ECLI:NL:RBDHA:2023:15591
Rechtbank Den Haag
- Eerste aanleg - enkelvoudig
- Rechtspraak.nl
Beoordeling van asielaanvraag en interstatelijk vertrouwensbeginsel in het kader van Dublinverordening
In deze uitspraak van de Rechtbank Den Haag, zittingsplaats Groningen, wordt het beroep van een Oekraïense eiser tegen het niet in behandeling nemen van zijn asielaanvraag beoordeeld. De staatssecretaris van Justitie en Veiligheid had de aanvraag op 4 augustus 2023 niet in behandeling genomen, omdat Polen verantwoordelijk werd geacht voor de aanvraag. De rechtbank heeft het beroep op 9 oktober 2023 behandeld, waarbij de gemachtigde van de staatssecretaris aanwezig was, maar eiser en zijn gemachtigde zich afmeldden. De rechtbank concludeert dat de zienswijze van eiser, ingediend op 3 augustus 2023, ten onrechte niet is betrokken bij het bestreden besluit, wat leidt tot een zorgvuldigheids- en motiveringsgebrek.
De rechtbank verklaart het beroep gegrond, maar laat de rechtsgevolgen van het bestreden besluit in stand. Dit betekent dat het niet in behandeling nemen van de aanvraag blijft bestaan. De rechtbank verwijst naar de Dublinverordening, die bepaalt dat een asielaanvraag niet in behandeling wordt genomen als een andere lidstaat verantwoordelijk is. In dit geval heeft Nederland een verzoek om overname aan Polen gedaan, dat is aanvaard. Eiser heeft onvoldoende aannemelijk gemaakt dat hij in Polen geen toegang zal hebben tot opvang of dat zijn asielaanvraag daar niet in behandeling zal worden genomen.
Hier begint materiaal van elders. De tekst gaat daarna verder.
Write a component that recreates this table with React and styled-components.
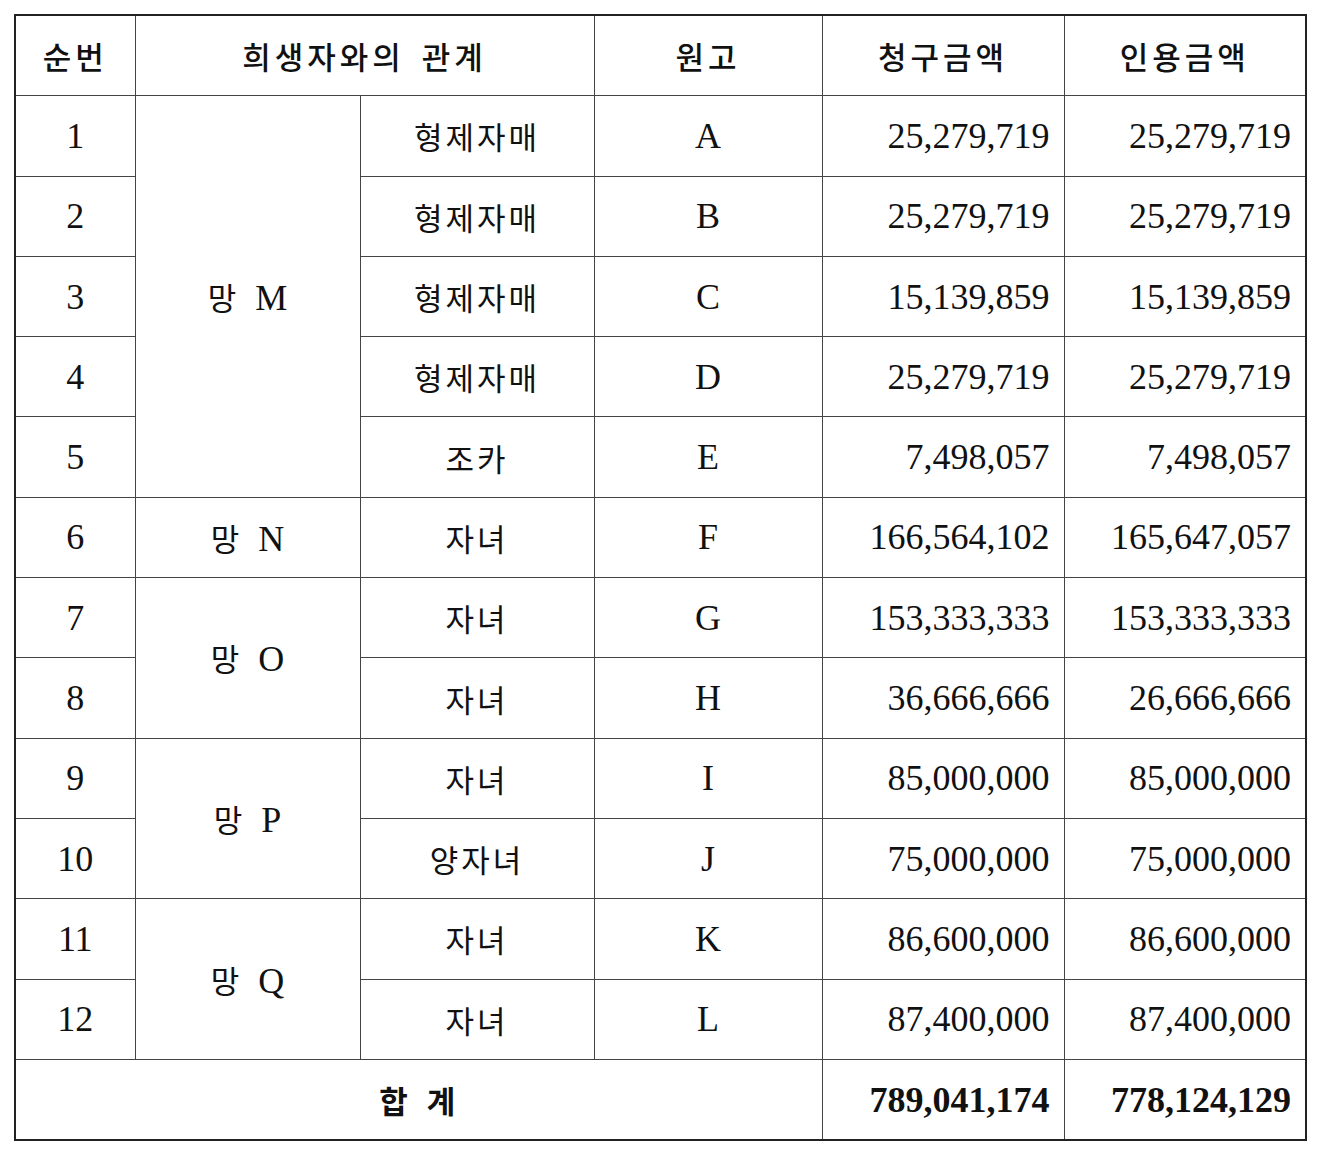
import { createGlobalStyle, styled } from 'styled-components'

const rows = [
    { no: 1, rel: '형제자매', who: 'A', claim: '25,279,719', granted: '25,279,719' },
    { no: 2, rel: '형제자매', who: 'B', claim: '25,279,719', granted: '25,279,719' },
    { no: 3, rel: '형제자매', who: 'C', claim: '15,139,859', granted: '15,139,859' },
    { no: 4, rel: '형제자매', who: 'D', claim: '25,279,719', granted: '25,279,719' },
    { no: 5, rel: '조카', who: 'E', claim: '7,498,057', granted: '7,498,057' },
    { no: 6, rel: '자녀', who: 'F', claim: '166,564,102', granted: '165,647,057' },
    { no: 7, rel: '자녀', who: 'G', claim: '153,333,333', granted: '153,333,333' },
    { no: 8, rel: '자녀', who: 'H', claim: '36,666,666', granted: '26,666,666' },
    { no: 9, rel: '자녀', who: 'I', claim: '85,000,000', granted: '85,000,000' },
    { no: 10, rel: '양자녀', who: 'J', claim: '75,000,000', granted: '75,000,000' },
    { no: 11, rel: '자녀', who: 'K', claim: '86,600,000', granted: '86,600,000' },
    { no: 12, rel: '자녀', who: 'L', claim: '87,400,000', granted: '87,400,000' },
]

// first row of each victim group, with how many rows it spans
const groups = {
    1: { name: 'M', span: 5 },
    6: { name: 'N', span: 1 },
    7: { name: 'O', span: 2 },
    9: { name: 'P', span: 2 },
    11: { name: 'Q', span: 2 },
}

const App = () => {
    return (
        <>
            <GlobalStyle />
            <Page>
                <Table>
                    <colgroup>
                        <col style={{ width: 120 }} />
                        <col style={{ width: 225 }} />
                        <col style={{ width: 234 }} />
                        <col style={{ width: 228 }} />
                        <col style={{ width: 242 }} />
                        <col style={{ width: 242 }} />
                    </colgroup>
                    <thead>
                        <tr>
                            <HeadCell>순번</HeadCell>
                            <HeadCell colSpan={2}>희생자와의 관계</HeadCell>
                            <HeadCell>원고</HeadCell>
                            <HeadCell>청구금액</HeadCell>
                            <HeadCell>인용금액</HeadCell>
                        </tr>
                    </thead>
                    <tbody>
                        {
                            rows.map((row) =>
                                <tr key={row.no}>
                                    <Cell><Num>{row.no}</Num></Cell>
                                    {
                                        groups[row.no] &&
                                        <Cell rowSpan={groups[row.no].span}>
                                            <Hangul>망</Hangul><Gap /><Num>{groups[row.no].name}</Num>
                                        </Cell>
                                    }
                                    <Cell><Hangul>{row.rel}</Hangul></Cell>
                                    <Cell><Num>{row.who}</Num></Cell>
                                    <Cell align={'right'}><Num>{row.claim}</Num></Cell>
                                    <Cell align={'right'}><Num>{row.granted}</Num></Cell>
                                </tr>
                            )
                        }
                        <tr>
                            <Cell colSpan={4}><Hangul bold>합</Hangul><Gap /><Hangul bold>계</Hangul></Cell>
                            <Cell align={'right'}><Num bold>789,041,174</Num></Cell>
                            <Cell align={'right'}><Num bold>778,124,129</Num></Cell>
                        </tr>
                    </tbody>
                </Table>
            </Page>
        </>
    )
}

// Components

const GlobalStyle = createGlobalStyle`
      body {
        margin: 0;
        background: #ffffff;
        color: #111111;
      }
    `

const Table = styled.table`
      border-collapse: collapse;
      table-layout: fixed;
      width: 1291px;
      border: 2px solid #222222;
    `

const HeadCell = styled.th`
      height: 79.3px;
      padding: 0;
      border: 1px solid #444444;
      font-family: "Noto Sans CJK KR", sans-serif;
      font-weight: 500;
      font-size: 31px;
      letter-spacing: 4px;
      word-spacing: 6px;
      text-align: center;
      vertical-align: middle;
    `

const Cell = styled.td`
      height: 79.3px;
      padding: 0 ${({ align }) => align === 'right' ? '14px' : '0'} 0 0;
      border: 1px solid #444444;
      text-align: ${({ align }) => align === 'right' ? 'right' : 'center'};
      vertical-align: middle;
      white-space: nowrap;
    `

const Num = styled.span`
      font-family: "Liberation Serif", "Noto Sans CJK KR", serif;
      font-size: 36px;
      font-weight: ${({ bold }) => bold ? 700 : 400};
    `

const Hangul = styled.span`
      font-family: "Noto Sans CJK KR", sans-serif;
      font-size: 31px;
      font-weight: ${({ bold }) => bold ? 700 : 400};
      letter-spacing: 3px;
    `

const Gap = styled.span`
      display: inline-block;
      width: 16px;
    `

// Layouts

const Page = styled.div`
      padding: 14px 0 0 14px;
    `

export default App;
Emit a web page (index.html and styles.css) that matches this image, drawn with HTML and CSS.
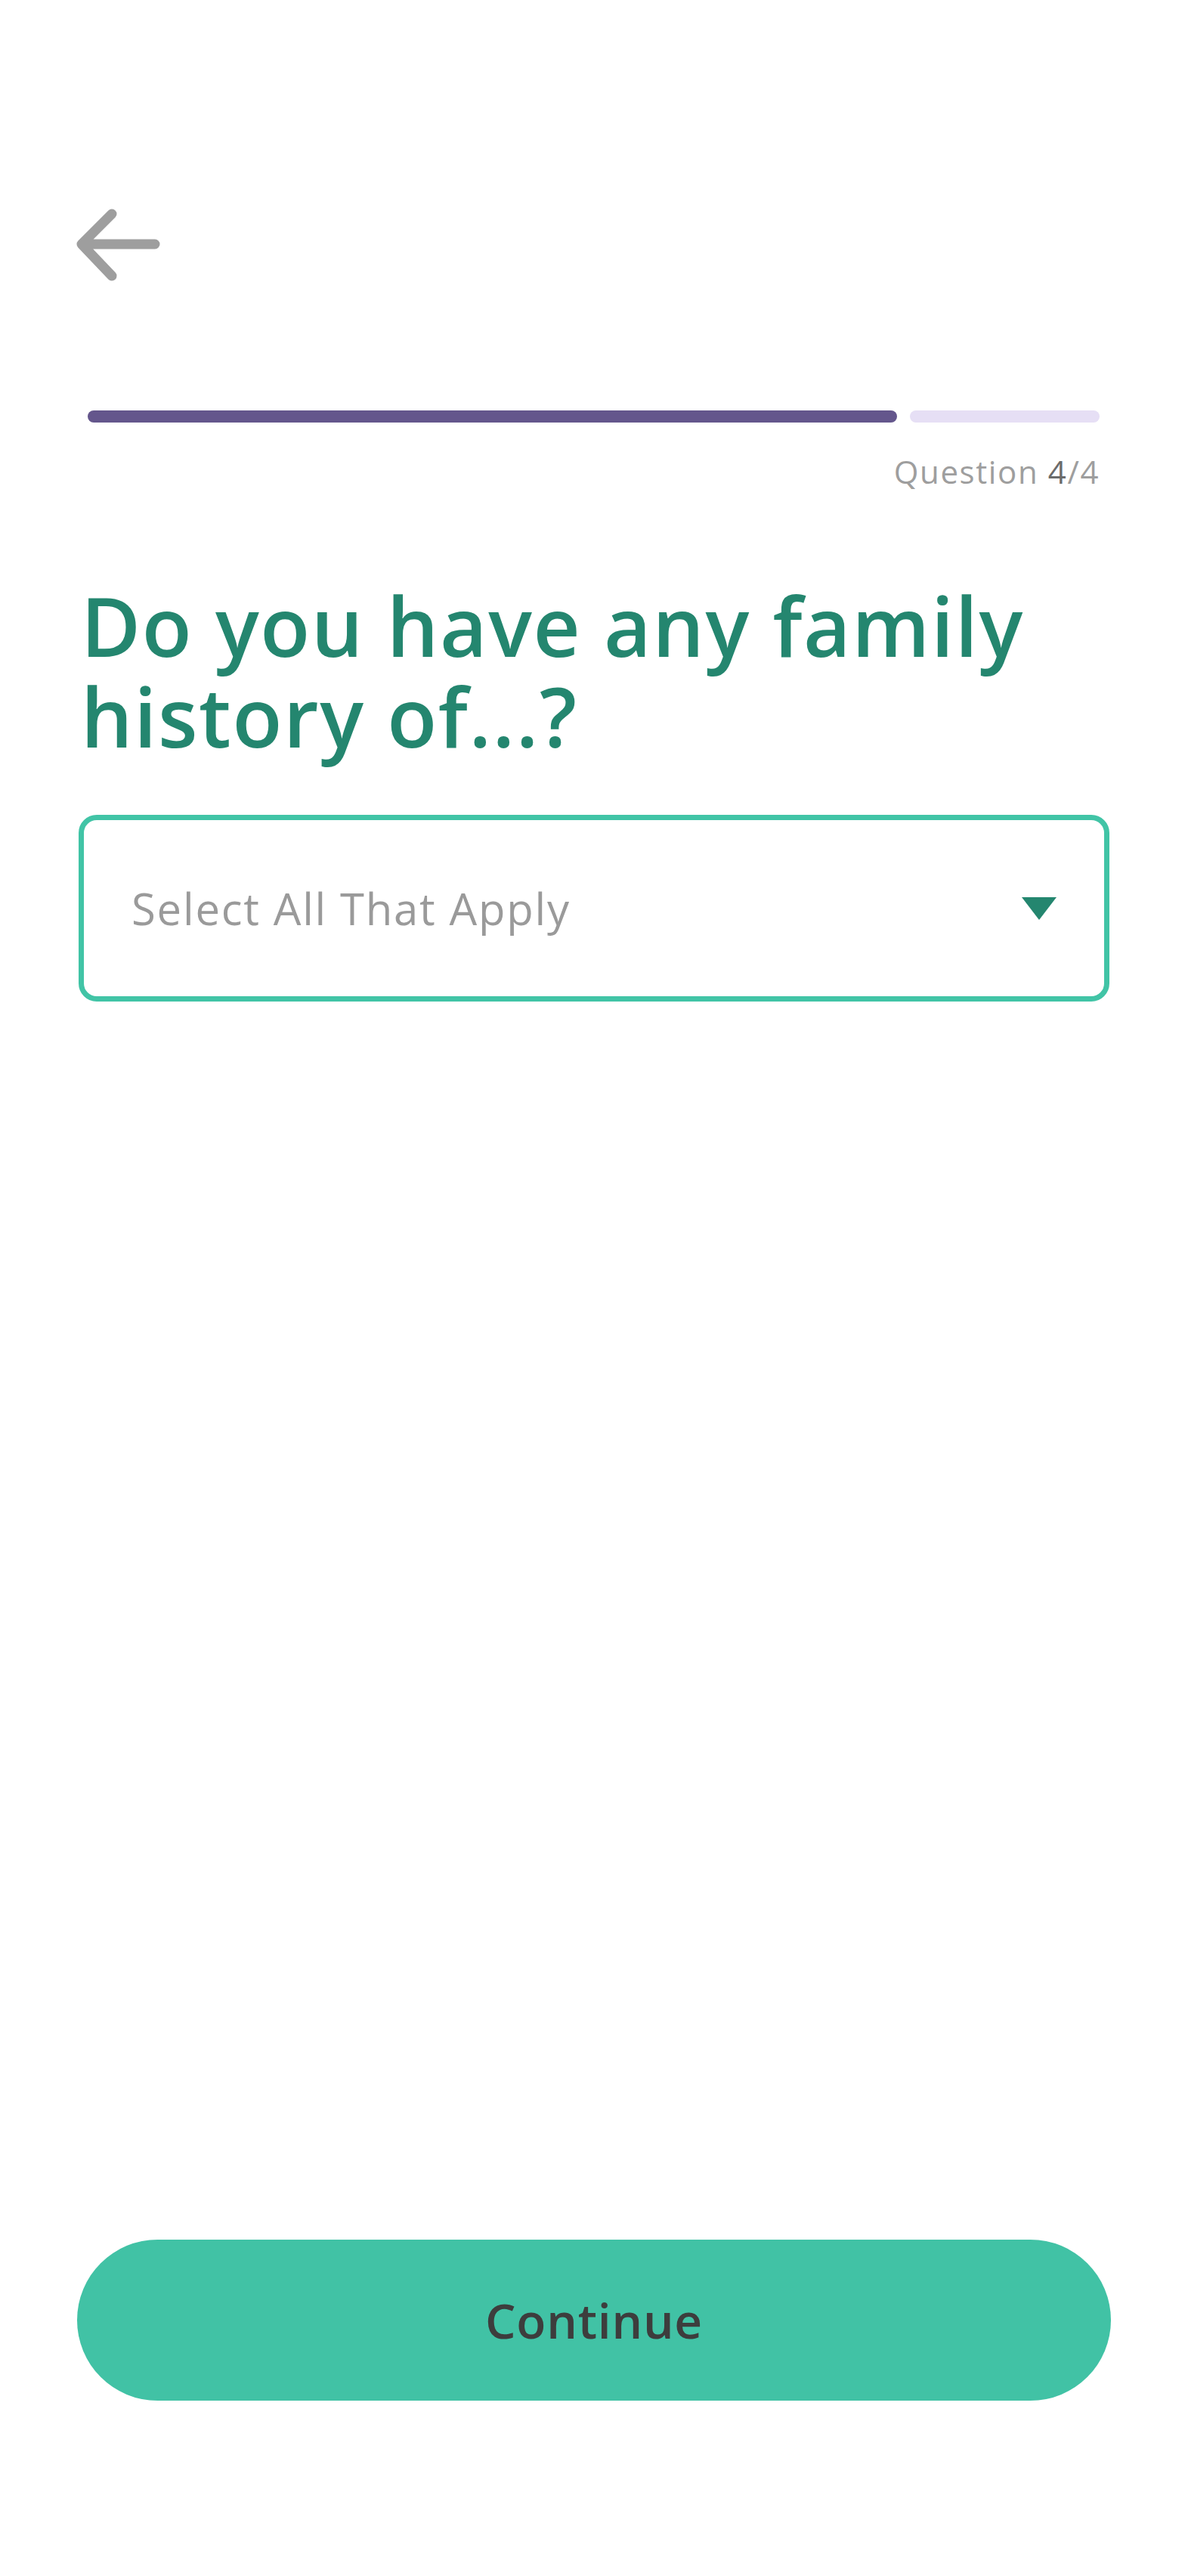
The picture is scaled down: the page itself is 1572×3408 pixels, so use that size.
FILE: index.html
```html
<!DOCTYPE html>
<html lang="en">
<head>
    <meta charset="UTF-8">
    <meta name="viewport" content="width=device-width, initial-scale=1.0">
    <title>Family history</title>
    <link rel="stylesheet" href="styles.css">
</head>
<body>
    <div class="screen">
        <button class="back" aria-label="Back">
            <svg width="126" height="108" viewBox="0 0 126 108">
                <path d="M56 13 L16 53 L56 95 M16 53 H113" fill="none" stroke="#9e9e9e" stroke-width="13" stroke-linecap="round" stroke-linejoin="round"/>
            </svg>
        </button>

        <div class="progress">
            <div class="bar done"></div>
            <div class="bar todo"></div>
        </div>
        <div class="counter">Question <b>4</b>/4</div>

        <h1 class="title">Do you have any family history of...?</h1>

        <div class="select">
            <span class="placeholder">Select All That Apply</span>
            <span class="caret"></span>
        </div>

        <button class="continue">Continue</button>
    </div>
</body>
</html>
```

FILE: styles.css
```css
*{
    padding: 0;
    margin: 0;
    box-sizing: border-box;
}
body{
    background-color: #fff;
    font-family: "Open Sans", "Lato", sans-serif;
}
.screen{
    min-height: 3408px;
    display: flex;
    flex-direction: column;
    padding: 270px 104px 232px;
}
.back{
    width: 126px;
    height: 108px;
    margin-left: -12px;
    border: none;
    background: none;
    display: flex;
}
.progress{
    display: flex;
    gap: 17px;
    margin: 165px 13px 0 12px;
    & .bar{
        height: 16px;
        border-radius: 8px;
    }
    & .done{
        flex: 1071;
        background-color: #64568c;
    }
    & .todo{
        flex: 251;
        background-color: #e6dff5;
    }
}
.counter{
    align-self: flex-end;
    margin: 36px 13px 0 0;
    font-size: 42px;
    letter-spacing: 1.6px;
    color: #9e9e9e;
    & b{
        font-weight: 400;
        color: #6b6b6b;
    }
}
.title{
    margin: 116px 0 0 3px;
    font-size: 108px;
    line-height: 120px;
    font-weight: 600;
    letter-spacing: 1.6px;
    color: #24866f;
}
.select{
    margin-top: 70px;
    height: 247px;
    border: 7px solid #41c4a6;
    border-radius: 24px;
    display: flex;
    align-items: center;
    justify-content: space-between;
    padding: 0 63px 0 63px;
    & .placeholder{
        font-size: 58px;
        letter-spacing: 1.8px;
        color: #9a9a9a;
    }
    & .caret{
        width: 0;
        height: 0;
        border-left: 23px solid transparent;
        border-right: 23px solid transparent;
        border-top: 30px solid #24866f;
    }
}
.continue{
    margin-top: auto;
    margin-left: -2px;
    margin-right: -2px;
    height: 213px;
    border: none;
    border-radius: 107px;
    background-color: #41c2a5;
    font-family: inherit;
    font-size: 64px;
    font-weight: 600;
    letter-spacing: 0.8px;
    color: #3d3d3d;
}
```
De rechtbank oordeelt dat de staatssecretaris terecht het interstatelijk vertrouwensbeginsel heeft toegepast, en dat er geen concrete aanwijzingen zijn dat Polen zijn internationale verplichtingen niet nakomt.
De rechtbank vernietigt het bestreden besluit, maar laat de rechtsgevolgen in stand, omdat eiser voldoende gelegenheid heeft gehad om zijn gronden naar voren te brengen. De staatssecretaris wordt veroordeeld in de proceskosten van eiser, vastgesteld op € 837,00. Deze uitspraak is openbaar gemaakt op 17 oktober 2023.